Örneğin, anksiyete ile yüzleşmek, kişinin kendisini bu duygunun dışında görmesine yardımcı olabilir. Eğer anksiyeteyi bir parça olarak kabul edersek, onunla birlikte yaşamayı öğrenebiliriz; bu da anksiyetenin hayatımızdaki etkilerini azaltır.
4. Kabullenmek
Kabullenme, farkındalığın önemli bir bileşenidir. Değiştirilemeyecek durumları kabullenmek, ruh sağlığını olumlu yönde etkiler. Yağmur yağdığı için kendimizi kötü hissetmek yerine, bunun hayatın bir parçası olduğunu kabul etmek gerekir. Kabullenme, yaşamı olduğu gibi deneyimlemek ve kabul etmekten gelir. Birey, acılara açıldığında, keyif almayı da öğrenebilir. “Bugün kötü hissediyorum” demek, acıyı kabullenmek ve bu sayede keyif oranını artırmak anlamına gelir.
Kabullenme, ruhsal durumun niteliğini değiştirebilir. “Geçmişte hatalarım oldu” diyebilmek, ruminasyonun durmasına ve depresyonun etkilerinin azalmasına yardımcı olur. Anksiyeteden kaçınmak yerine, onu yargısız bir şekilde kabullenmek, anksiyeteyi yönetilebilir bir hale getirir.
5. Deneyimlemek
Deneyimleme, diğer dört ögeyle bağlantılıdır ve olumsuz deneyimleri bastırmak yerine onlarla yüzleşmeyi ifade eder. Deneyim, düşman olarak görülmemelidir; aksine, tanınması ve doğrudan yaşanması gereken bir durumdur. Olumsuz deneyimlerden öğrenmek, bireyin ruhsal sağlığını geliştirebilir. Depresyon, birçok şey öğretir; önemli olan, bu deneyimden nasıl bir ders çıkarılacağıdır.
Deneyimlemek, kaçmak değildir; ruhsal durumlarla yüzleşmek, bilişsel reaktiviteyi azaltır.
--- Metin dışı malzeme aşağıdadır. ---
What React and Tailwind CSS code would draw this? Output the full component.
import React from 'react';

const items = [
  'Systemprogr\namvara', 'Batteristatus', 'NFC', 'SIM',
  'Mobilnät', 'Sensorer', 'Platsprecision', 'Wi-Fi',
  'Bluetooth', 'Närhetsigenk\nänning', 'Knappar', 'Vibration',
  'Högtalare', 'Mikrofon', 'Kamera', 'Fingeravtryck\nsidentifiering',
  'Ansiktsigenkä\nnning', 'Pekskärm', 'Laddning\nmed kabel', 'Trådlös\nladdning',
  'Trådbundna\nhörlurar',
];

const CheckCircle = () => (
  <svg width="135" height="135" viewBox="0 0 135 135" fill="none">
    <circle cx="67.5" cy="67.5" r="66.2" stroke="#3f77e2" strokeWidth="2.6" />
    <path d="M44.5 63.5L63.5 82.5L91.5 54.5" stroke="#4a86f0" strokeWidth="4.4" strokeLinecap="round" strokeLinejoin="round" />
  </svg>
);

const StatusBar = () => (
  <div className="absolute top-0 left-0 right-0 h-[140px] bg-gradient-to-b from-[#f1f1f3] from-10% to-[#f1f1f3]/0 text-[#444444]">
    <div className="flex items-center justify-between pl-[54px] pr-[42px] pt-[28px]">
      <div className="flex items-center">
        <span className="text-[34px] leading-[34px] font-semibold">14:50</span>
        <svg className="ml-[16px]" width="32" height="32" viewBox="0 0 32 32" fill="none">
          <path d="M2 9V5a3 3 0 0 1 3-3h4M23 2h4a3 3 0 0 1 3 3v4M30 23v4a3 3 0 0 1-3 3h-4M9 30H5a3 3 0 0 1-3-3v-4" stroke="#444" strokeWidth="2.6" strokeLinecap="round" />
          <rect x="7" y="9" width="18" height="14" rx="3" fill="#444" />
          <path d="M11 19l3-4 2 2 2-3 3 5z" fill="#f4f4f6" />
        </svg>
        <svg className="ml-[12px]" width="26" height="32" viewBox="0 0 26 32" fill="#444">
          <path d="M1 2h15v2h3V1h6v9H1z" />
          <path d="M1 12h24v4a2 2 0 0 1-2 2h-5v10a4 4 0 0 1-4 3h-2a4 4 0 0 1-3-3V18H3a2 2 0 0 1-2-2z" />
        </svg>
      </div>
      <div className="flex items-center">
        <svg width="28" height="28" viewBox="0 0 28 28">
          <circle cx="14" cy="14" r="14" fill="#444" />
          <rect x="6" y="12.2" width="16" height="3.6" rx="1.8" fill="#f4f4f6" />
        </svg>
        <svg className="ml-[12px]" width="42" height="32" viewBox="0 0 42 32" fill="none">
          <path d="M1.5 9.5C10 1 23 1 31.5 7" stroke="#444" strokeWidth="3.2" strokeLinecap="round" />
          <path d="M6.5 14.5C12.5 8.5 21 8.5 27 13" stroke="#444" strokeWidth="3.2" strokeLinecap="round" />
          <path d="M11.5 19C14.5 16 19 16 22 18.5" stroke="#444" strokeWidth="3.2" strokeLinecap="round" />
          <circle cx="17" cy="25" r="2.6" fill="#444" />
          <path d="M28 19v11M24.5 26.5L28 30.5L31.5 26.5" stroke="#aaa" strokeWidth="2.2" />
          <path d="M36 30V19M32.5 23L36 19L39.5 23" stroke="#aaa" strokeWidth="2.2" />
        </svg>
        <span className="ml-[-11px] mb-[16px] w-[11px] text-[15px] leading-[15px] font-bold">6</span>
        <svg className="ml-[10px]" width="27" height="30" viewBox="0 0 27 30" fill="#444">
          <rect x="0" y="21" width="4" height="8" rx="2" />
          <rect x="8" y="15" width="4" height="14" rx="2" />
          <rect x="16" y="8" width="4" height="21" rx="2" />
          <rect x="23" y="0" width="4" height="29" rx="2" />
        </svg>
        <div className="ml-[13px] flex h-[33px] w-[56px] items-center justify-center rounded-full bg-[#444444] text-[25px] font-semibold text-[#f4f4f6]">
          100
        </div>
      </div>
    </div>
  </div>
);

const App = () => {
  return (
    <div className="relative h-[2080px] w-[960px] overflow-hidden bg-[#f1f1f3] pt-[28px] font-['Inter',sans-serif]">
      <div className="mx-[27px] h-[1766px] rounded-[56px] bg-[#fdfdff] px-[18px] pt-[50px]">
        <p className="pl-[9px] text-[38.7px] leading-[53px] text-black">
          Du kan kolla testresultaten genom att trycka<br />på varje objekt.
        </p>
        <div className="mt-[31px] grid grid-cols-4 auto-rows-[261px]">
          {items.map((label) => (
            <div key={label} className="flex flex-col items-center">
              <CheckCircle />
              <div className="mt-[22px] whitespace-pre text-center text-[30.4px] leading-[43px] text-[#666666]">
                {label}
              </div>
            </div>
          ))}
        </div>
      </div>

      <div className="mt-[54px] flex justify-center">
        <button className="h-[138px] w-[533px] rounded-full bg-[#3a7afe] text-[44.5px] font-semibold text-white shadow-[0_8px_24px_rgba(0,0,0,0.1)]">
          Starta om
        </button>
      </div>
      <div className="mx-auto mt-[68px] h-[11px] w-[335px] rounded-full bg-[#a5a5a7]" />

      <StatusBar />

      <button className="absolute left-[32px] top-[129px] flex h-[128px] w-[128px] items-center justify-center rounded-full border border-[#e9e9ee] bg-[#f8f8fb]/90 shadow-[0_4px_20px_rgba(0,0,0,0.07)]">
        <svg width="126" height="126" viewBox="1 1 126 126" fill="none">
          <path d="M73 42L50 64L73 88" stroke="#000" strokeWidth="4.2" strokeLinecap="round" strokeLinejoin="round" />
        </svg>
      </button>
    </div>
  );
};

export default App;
Örneğin, öfkeyi deneyimleyip onunla başa çıkmayı öğrenmek, otomatik tepkilerin önüne geçebilir. Duygularımızı yargılamadan kabullenmek, onlarla daha sağlıklı bir ilişki kurmamıza yardımcı olur. Bu nedenle, yargısızlık, mesafe koyma, kabullenme ve şimdiye odaklanma gibi mindfulness becerileri, deneyimlemenin temel taşlarıdır.